"""

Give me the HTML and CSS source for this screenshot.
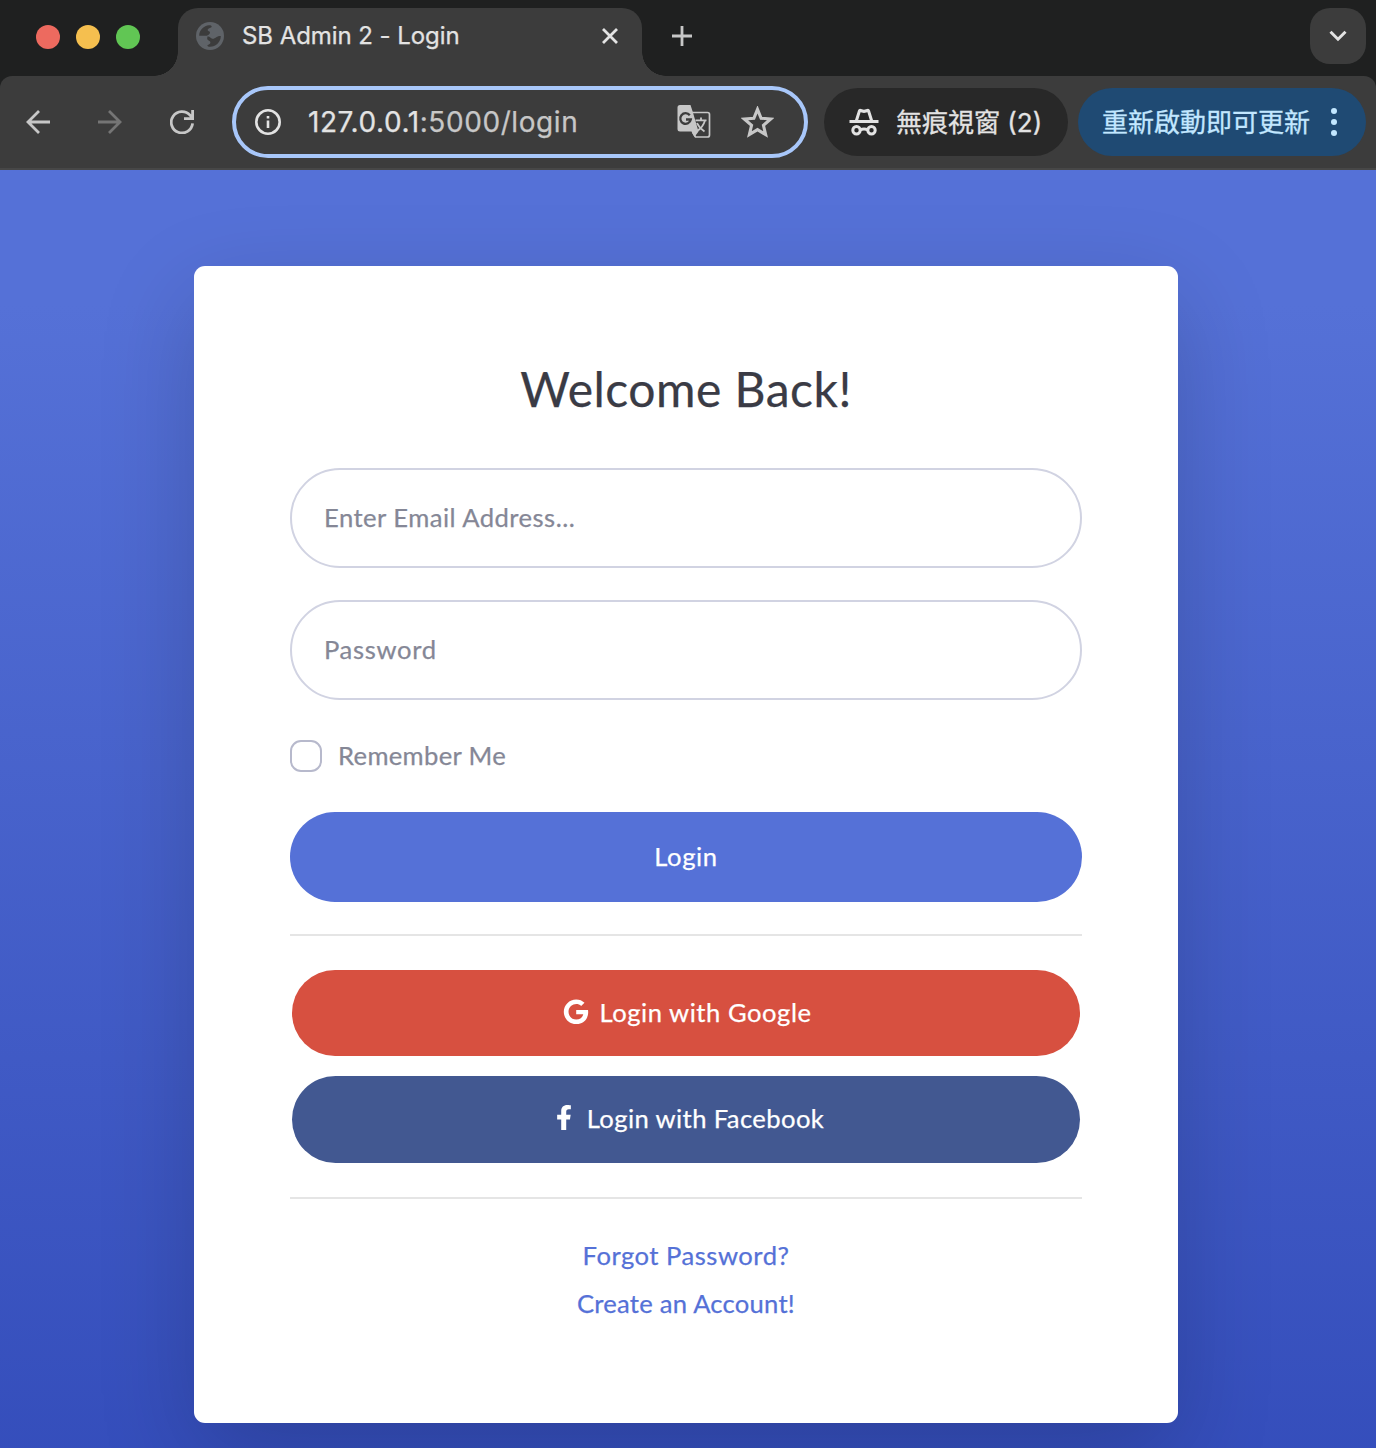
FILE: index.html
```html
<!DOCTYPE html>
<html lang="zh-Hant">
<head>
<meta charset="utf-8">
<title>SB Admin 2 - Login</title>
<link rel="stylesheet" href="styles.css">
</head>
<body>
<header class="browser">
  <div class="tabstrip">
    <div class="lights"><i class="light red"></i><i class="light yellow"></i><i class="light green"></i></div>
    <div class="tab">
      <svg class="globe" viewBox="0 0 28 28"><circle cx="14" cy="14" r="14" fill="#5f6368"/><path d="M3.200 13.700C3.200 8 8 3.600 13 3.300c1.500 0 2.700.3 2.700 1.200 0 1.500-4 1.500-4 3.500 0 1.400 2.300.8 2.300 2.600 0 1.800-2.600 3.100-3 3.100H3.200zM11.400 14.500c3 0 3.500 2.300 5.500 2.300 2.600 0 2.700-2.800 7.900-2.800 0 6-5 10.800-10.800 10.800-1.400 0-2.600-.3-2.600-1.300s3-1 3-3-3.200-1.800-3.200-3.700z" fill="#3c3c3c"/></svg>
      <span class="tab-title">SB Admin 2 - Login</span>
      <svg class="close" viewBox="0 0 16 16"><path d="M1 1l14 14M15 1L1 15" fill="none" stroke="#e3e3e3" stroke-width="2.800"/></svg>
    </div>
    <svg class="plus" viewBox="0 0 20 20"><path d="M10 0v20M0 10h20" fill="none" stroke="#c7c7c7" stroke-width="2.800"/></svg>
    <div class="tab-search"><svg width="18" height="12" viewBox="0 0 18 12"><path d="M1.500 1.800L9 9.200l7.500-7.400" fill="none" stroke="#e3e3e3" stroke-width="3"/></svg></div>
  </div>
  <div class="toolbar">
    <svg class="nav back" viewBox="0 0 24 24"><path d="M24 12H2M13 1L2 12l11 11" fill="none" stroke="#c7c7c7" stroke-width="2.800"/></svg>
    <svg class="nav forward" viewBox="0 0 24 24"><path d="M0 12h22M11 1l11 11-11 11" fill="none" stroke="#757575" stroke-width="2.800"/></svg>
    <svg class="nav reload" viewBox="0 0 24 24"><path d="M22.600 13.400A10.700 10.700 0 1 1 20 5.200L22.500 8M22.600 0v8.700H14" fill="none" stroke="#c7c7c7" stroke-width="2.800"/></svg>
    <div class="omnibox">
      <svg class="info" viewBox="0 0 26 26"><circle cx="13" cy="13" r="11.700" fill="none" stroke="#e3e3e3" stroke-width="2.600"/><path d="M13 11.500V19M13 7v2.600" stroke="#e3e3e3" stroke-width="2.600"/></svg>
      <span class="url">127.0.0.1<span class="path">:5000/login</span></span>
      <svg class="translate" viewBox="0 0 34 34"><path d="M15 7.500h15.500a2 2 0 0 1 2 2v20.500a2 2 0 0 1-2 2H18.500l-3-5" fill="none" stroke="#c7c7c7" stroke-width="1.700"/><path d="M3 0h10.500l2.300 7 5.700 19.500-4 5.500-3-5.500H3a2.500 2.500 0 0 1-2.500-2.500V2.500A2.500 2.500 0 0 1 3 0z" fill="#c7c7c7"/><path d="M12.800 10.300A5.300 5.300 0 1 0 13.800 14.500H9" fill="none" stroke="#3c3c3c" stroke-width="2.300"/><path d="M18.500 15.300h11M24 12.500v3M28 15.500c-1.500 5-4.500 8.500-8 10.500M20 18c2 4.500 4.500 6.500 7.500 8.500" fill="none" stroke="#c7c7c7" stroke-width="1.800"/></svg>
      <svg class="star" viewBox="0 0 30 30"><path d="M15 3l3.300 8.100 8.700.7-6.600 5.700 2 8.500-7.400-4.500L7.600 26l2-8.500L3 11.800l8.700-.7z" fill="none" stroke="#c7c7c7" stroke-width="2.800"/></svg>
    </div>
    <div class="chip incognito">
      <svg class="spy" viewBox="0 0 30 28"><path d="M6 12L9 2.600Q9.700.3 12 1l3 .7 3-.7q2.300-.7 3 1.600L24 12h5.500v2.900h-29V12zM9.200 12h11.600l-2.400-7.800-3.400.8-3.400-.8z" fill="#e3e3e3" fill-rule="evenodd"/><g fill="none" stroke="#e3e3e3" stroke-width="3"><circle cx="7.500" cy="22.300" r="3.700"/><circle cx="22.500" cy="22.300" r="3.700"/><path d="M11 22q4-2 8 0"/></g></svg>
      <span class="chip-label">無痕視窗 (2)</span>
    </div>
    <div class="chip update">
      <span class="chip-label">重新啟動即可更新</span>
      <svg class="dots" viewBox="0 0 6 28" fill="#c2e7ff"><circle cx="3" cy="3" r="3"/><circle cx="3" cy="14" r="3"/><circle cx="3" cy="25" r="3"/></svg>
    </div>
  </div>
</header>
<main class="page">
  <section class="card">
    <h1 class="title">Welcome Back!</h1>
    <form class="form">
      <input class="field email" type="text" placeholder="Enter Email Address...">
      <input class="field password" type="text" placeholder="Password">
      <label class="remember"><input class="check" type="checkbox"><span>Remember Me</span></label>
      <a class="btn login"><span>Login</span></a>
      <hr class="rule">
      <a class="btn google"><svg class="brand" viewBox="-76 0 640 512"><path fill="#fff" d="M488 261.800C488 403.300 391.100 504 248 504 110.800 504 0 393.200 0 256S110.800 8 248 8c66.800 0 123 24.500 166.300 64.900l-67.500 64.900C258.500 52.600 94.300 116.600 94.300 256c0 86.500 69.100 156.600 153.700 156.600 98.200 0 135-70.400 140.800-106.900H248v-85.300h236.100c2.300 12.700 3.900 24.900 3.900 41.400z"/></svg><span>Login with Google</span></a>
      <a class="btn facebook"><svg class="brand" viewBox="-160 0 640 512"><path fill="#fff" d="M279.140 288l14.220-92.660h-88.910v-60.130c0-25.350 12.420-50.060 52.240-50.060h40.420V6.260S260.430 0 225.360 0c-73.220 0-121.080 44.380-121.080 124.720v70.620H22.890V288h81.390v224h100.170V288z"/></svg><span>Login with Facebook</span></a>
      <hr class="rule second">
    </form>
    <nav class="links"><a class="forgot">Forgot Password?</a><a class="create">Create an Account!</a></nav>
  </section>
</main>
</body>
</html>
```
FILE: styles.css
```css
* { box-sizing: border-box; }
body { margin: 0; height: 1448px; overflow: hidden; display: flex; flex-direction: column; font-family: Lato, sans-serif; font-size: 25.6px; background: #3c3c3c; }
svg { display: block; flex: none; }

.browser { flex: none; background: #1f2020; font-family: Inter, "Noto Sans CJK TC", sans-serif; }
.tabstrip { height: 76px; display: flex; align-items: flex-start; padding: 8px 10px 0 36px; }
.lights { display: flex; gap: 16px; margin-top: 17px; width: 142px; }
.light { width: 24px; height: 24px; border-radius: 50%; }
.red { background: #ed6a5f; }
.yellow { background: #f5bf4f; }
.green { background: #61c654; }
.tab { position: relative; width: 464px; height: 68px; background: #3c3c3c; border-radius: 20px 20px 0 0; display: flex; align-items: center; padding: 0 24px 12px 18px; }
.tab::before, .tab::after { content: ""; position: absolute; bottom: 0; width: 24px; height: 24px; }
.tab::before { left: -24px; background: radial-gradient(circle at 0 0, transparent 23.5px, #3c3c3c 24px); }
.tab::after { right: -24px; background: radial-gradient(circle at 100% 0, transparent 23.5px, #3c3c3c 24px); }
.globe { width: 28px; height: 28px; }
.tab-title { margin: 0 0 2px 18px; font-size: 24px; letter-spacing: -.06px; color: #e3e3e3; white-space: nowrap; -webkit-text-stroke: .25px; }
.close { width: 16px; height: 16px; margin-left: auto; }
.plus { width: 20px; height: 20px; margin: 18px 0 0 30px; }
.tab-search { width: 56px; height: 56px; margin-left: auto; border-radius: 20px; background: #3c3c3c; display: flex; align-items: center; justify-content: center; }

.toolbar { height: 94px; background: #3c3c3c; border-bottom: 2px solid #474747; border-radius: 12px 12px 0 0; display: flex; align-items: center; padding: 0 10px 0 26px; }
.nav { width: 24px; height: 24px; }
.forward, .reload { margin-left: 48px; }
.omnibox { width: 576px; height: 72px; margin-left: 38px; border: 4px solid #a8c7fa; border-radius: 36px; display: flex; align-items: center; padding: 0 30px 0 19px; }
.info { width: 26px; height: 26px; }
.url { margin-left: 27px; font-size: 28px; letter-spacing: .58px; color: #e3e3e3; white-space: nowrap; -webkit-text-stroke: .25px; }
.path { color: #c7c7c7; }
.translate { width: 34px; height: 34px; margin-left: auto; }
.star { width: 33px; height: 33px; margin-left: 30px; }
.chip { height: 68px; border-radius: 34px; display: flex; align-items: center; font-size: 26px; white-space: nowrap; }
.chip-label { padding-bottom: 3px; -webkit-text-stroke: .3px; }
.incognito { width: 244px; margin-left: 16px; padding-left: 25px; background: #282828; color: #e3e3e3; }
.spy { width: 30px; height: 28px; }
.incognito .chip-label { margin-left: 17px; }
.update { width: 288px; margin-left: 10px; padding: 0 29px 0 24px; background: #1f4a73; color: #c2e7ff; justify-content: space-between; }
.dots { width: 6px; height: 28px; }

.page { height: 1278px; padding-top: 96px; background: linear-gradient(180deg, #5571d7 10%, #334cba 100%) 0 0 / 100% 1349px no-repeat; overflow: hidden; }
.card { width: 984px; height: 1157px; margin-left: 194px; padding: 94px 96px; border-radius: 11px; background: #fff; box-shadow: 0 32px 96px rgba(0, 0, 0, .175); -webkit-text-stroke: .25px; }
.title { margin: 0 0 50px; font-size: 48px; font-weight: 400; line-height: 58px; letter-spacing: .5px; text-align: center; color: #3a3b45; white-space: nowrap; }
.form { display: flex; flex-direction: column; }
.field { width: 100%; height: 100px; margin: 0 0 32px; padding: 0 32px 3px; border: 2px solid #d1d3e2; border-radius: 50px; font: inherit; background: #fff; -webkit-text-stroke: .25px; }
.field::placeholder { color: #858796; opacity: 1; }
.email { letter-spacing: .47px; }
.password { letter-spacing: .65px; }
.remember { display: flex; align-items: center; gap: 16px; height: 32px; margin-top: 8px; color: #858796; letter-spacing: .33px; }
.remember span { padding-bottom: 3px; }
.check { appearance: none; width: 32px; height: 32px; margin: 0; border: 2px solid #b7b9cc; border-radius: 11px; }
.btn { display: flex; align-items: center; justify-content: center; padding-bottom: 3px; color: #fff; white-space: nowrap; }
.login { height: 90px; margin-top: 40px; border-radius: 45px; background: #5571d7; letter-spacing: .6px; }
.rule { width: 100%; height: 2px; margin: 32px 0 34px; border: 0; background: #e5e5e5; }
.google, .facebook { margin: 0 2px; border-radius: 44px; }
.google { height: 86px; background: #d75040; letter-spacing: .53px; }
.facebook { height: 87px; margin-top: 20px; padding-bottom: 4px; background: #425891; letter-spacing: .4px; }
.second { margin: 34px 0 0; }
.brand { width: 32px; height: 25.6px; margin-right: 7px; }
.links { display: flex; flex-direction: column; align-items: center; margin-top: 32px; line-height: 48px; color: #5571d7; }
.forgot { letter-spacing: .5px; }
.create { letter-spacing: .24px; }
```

"""
"""

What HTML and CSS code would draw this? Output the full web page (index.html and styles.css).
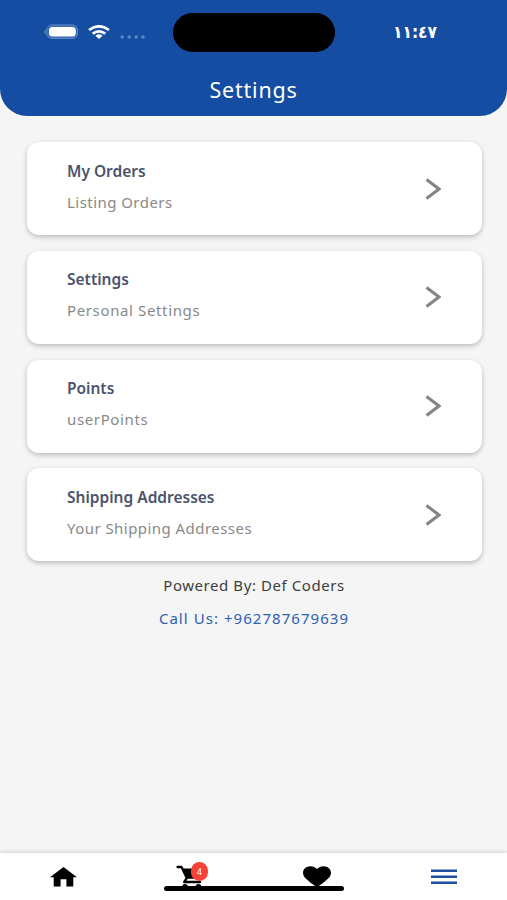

"""

Count every line in the listing above that holds "page", then report only the count.

3